◆ **GIVEN RECORDS**:
········
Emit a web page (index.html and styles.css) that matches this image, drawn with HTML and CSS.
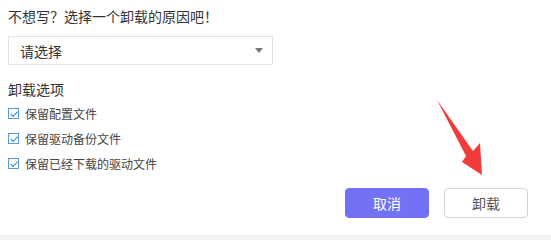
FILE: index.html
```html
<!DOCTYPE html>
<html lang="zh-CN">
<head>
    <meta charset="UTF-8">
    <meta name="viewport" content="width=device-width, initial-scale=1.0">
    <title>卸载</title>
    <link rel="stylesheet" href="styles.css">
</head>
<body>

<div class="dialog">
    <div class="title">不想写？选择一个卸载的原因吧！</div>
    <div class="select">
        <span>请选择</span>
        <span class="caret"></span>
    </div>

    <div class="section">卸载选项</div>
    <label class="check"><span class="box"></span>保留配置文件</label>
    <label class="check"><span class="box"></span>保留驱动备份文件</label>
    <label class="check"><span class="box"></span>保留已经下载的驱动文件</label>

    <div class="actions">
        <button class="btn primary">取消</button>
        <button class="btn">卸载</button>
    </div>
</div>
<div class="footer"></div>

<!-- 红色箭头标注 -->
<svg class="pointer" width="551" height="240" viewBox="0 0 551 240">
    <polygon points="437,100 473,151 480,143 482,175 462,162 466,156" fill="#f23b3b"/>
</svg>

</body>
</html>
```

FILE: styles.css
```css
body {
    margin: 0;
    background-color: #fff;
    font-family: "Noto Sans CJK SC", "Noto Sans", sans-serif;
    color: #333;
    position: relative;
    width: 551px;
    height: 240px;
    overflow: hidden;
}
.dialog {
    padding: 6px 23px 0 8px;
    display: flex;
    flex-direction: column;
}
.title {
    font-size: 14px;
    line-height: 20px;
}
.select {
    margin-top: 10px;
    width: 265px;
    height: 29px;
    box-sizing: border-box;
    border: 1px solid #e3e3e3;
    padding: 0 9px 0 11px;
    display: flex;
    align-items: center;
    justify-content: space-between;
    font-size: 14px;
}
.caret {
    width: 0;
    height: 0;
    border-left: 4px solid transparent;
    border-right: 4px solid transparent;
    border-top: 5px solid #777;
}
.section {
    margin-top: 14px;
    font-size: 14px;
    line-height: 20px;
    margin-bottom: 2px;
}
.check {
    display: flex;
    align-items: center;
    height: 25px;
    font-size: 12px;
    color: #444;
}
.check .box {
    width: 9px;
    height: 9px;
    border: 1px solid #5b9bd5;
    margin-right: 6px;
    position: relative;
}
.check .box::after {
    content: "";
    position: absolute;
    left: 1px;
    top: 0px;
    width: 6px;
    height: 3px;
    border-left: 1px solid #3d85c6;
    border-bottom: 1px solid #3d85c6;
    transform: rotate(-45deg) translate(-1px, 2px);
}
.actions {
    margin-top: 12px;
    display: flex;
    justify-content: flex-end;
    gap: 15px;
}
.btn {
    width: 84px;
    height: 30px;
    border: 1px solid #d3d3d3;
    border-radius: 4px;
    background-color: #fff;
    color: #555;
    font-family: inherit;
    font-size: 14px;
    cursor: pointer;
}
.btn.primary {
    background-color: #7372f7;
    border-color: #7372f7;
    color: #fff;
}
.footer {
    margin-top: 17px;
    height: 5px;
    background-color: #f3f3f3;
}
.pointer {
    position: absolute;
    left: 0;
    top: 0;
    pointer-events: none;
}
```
········
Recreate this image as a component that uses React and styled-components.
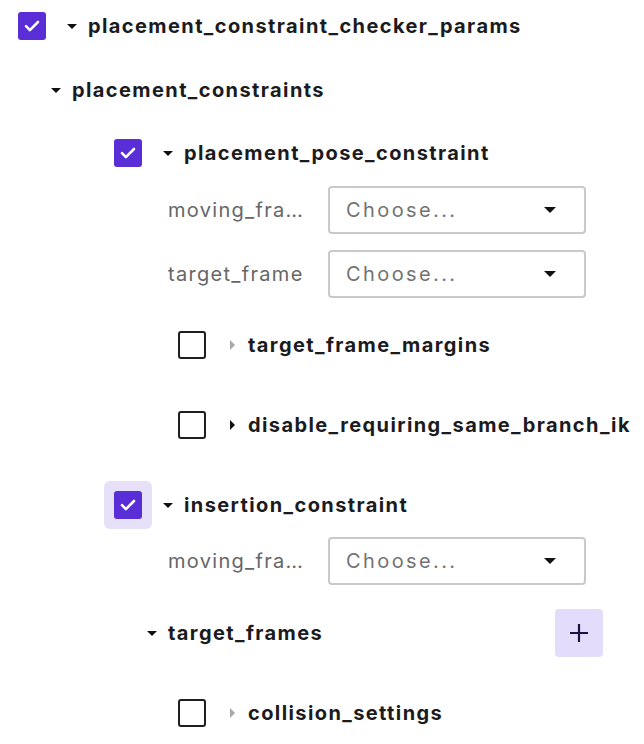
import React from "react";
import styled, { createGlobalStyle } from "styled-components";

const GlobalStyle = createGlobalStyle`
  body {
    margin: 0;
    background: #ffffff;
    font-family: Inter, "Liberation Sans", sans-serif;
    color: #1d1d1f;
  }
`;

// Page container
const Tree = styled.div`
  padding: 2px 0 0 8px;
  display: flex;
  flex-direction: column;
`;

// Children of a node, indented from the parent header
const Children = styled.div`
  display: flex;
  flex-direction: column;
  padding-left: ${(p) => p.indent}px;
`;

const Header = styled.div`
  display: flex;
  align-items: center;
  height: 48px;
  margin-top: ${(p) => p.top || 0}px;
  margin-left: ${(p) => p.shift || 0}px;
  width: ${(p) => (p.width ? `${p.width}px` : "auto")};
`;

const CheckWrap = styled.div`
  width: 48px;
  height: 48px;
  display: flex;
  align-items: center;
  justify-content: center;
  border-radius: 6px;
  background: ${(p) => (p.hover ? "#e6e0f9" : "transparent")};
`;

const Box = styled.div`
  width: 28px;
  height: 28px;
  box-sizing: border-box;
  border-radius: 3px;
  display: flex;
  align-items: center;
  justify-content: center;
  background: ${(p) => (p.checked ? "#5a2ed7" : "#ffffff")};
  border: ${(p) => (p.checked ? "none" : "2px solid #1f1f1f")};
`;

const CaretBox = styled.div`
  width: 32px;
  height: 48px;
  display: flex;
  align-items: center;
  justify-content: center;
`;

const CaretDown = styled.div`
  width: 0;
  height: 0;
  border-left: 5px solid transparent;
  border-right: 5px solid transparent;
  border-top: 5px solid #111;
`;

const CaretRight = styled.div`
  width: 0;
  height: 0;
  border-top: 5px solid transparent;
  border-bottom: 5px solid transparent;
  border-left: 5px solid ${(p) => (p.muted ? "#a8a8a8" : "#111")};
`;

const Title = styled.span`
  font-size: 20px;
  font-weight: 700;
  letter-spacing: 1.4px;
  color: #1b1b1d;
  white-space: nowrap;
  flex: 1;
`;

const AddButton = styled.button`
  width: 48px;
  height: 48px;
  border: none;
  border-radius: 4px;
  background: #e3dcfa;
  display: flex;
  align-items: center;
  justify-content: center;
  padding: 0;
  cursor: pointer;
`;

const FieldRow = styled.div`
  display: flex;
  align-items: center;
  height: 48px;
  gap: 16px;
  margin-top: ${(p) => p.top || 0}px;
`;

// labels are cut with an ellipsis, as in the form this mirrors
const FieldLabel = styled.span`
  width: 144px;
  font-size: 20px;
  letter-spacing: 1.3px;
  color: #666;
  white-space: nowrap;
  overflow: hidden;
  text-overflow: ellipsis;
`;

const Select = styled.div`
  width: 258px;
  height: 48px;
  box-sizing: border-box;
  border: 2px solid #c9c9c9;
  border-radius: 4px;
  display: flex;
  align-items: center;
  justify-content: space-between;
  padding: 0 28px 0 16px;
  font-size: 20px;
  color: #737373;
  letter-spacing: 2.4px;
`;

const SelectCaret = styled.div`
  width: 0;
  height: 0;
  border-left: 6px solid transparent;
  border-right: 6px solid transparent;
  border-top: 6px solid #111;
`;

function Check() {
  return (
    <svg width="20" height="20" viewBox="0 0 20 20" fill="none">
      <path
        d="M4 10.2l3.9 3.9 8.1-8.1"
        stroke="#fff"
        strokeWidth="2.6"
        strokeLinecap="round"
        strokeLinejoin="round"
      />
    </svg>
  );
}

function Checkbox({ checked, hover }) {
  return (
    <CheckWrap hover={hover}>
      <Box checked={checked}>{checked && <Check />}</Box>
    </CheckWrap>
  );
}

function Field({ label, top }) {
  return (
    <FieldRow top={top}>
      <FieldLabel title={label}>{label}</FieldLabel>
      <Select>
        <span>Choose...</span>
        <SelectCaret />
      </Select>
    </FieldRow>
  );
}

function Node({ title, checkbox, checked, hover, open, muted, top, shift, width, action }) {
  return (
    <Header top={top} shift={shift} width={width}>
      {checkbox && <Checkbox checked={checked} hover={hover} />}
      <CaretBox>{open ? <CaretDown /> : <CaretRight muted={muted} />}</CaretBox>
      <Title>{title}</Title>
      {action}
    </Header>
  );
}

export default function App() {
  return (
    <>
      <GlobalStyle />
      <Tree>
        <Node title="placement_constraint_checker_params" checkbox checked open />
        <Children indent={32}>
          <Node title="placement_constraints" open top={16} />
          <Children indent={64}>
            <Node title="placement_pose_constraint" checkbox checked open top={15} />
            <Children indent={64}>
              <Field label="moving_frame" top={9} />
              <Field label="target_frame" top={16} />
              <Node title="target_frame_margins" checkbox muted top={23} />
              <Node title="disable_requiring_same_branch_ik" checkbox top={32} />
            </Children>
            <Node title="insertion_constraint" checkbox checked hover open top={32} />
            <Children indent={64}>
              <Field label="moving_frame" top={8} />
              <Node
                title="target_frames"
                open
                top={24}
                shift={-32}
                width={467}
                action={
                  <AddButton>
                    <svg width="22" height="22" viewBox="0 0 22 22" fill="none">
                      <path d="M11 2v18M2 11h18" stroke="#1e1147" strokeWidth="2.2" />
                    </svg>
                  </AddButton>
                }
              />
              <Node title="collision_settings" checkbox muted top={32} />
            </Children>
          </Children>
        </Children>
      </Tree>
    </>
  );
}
········
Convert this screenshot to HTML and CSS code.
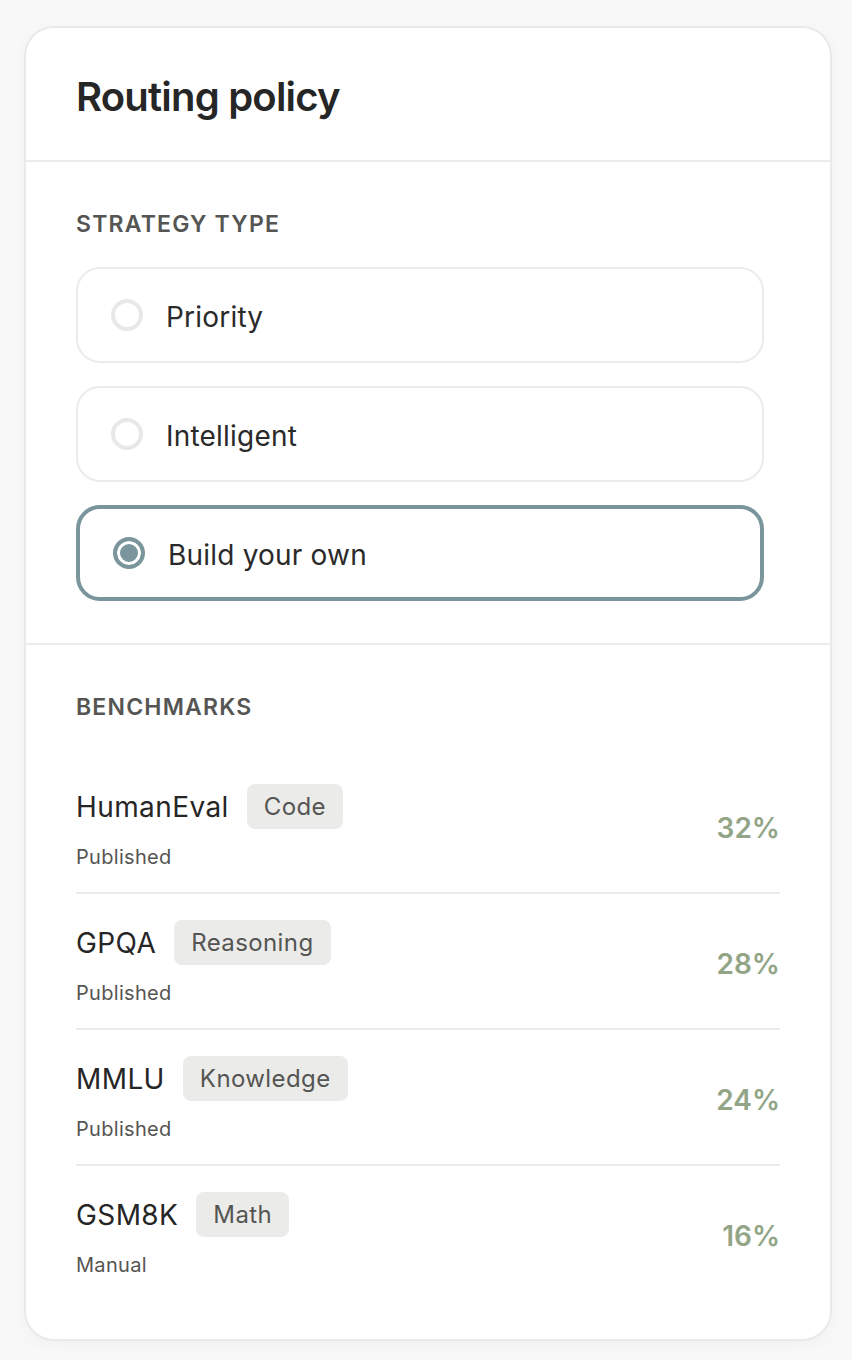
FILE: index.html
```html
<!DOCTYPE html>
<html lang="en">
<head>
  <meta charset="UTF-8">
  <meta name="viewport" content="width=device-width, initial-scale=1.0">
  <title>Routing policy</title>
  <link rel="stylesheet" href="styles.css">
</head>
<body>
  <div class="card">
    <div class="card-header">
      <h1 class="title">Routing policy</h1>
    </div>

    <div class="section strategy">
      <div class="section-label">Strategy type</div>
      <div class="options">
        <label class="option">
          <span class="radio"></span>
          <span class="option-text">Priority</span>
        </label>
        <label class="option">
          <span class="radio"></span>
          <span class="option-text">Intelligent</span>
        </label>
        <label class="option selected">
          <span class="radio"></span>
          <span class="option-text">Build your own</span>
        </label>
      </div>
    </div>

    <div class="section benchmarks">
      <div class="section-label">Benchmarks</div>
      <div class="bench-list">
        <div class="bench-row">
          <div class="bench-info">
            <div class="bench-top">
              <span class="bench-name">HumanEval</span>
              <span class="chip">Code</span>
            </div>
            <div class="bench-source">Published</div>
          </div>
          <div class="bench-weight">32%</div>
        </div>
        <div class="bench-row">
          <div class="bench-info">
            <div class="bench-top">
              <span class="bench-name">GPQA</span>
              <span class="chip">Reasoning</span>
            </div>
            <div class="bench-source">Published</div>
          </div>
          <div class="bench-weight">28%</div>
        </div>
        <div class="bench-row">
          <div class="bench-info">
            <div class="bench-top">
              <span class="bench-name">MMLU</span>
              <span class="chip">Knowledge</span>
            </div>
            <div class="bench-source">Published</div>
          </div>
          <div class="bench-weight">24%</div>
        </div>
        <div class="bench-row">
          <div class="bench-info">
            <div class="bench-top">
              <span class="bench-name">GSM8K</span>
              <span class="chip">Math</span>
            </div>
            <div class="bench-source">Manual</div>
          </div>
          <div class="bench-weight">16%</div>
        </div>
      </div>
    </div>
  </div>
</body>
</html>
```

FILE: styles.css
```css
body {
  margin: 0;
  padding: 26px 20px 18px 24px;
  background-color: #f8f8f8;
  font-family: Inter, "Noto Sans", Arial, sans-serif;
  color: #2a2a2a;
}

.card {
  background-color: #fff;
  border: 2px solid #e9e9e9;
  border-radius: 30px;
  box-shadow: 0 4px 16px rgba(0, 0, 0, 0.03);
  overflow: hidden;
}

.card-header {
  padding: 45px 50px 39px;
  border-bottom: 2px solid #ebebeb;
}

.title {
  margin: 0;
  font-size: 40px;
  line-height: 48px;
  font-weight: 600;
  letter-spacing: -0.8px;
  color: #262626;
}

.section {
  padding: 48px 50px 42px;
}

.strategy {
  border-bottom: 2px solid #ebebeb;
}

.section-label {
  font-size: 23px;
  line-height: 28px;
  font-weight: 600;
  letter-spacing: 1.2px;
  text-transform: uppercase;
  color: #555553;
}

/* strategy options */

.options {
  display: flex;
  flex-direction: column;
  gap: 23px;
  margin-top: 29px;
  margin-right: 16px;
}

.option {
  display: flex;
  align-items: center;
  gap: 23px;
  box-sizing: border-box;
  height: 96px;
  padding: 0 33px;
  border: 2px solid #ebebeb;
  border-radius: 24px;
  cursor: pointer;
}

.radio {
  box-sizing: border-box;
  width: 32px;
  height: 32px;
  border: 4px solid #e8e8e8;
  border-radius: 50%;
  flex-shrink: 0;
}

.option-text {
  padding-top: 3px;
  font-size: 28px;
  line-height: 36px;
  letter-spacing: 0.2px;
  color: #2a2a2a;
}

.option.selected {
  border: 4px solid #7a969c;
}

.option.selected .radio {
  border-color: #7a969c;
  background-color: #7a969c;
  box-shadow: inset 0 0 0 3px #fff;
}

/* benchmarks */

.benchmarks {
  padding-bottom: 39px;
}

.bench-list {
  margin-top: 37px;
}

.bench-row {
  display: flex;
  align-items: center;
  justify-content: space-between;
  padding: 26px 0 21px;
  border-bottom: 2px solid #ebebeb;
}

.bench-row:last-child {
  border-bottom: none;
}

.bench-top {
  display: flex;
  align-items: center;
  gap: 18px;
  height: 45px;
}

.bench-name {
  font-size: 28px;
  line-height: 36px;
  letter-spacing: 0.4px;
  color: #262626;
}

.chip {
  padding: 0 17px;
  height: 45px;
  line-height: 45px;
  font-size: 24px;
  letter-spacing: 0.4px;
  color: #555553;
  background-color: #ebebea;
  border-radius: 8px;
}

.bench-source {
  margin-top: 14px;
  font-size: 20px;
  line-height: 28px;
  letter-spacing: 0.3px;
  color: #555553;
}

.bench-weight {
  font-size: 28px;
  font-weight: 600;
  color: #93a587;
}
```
········
◆ **TASK DETAILS**: Pick each line holding the word "that" out of the listing.

◆ **TASK RESPONSE**:
Emit a web page (index.html and styles.css) that matches this image, drawn with HTML and CSS.
Recreate this image as a component that uses React and styled-components.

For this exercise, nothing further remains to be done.